> **Job**
Gather from the listing below each line that includes the word "React", and copy it.
|---|
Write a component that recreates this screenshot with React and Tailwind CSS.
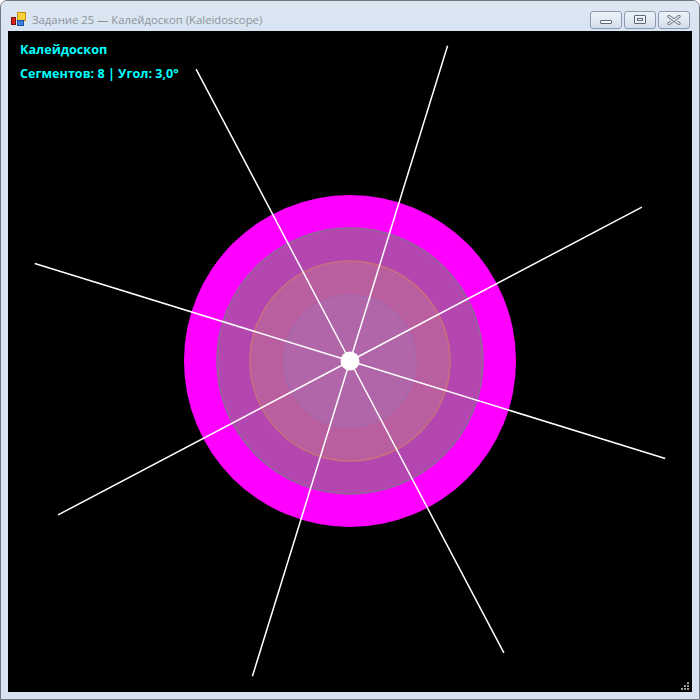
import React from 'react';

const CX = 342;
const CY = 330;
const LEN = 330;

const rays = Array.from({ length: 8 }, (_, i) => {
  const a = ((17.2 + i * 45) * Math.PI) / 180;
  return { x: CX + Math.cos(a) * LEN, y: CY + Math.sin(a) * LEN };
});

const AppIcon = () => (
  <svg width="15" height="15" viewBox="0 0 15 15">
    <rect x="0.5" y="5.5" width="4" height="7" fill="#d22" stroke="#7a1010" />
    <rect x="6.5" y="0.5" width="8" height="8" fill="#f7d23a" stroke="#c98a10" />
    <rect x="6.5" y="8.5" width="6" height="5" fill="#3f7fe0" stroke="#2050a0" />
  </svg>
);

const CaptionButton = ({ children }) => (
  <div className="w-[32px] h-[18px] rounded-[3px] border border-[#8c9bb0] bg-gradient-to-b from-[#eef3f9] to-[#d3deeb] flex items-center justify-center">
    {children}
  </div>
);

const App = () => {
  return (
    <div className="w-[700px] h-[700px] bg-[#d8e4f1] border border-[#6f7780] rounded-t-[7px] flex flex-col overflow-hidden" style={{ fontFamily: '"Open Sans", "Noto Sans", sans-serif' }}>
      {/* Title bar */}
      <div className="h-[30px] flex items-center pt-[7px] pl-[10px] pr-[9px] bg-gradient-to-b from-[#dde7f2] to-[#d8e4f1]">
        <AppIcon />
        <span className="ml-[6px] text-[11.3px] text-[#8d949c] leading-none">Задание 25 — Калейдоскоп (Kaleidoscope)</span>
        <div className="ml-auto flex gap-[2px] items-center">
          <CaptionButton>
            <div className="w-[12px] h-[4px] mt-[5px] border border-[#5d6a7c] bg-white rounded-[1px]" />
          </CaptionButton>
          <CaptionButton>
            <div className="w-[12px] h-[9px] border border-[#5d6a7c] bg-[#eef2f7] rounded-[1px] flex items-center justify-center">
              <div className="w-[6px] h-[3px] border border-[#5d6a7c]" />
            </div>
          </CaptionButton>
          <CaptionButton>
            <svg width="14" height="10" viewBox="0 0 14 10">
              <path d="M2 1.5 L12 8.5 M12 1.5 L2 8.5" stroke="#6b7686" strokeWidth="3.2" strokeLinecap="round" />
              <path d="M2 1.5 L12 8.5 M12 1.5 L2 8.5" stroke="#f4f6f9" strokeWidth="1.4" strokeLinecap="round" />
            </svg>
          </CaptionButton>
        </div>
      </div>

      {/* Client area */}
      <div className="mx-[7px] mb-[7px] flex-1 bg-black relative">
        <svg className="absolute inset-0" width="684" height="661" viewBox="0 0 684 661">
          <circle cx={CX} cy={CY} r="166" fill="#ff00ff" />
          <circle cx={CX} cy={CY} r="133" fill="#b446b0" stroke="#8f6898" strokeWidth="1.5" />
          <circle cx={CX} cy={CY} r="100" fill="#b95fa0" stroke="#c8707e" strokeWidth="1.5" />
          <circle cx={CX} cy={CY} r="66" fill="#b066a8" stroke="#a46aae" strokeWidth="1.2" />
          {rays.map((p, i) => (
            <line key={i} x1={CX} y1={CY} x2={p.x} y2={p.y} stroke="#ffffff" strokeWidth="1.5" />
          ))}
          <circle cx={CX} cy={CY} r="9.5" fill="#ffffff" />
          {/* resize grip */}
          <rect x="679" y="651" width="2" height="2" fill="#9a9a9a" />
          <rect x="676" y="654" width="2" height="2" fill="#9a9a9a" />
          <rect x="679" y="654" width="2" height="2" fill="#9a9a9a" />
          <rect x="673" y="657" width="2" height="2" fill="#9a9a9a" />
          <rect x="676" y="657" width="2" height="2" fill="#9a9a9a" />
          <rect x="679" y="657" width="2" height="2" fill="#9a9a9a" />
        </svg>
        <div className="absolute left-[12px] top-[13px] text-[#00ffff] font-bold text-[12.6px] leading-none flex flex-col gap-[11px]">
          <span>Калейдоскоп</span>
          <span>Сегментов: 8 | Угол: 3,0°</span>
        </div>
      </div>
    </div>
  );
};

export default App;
|---|
> **Full response**
Write a component that recreates this screenshot with React and Tailwind CSS.
import React from 'react';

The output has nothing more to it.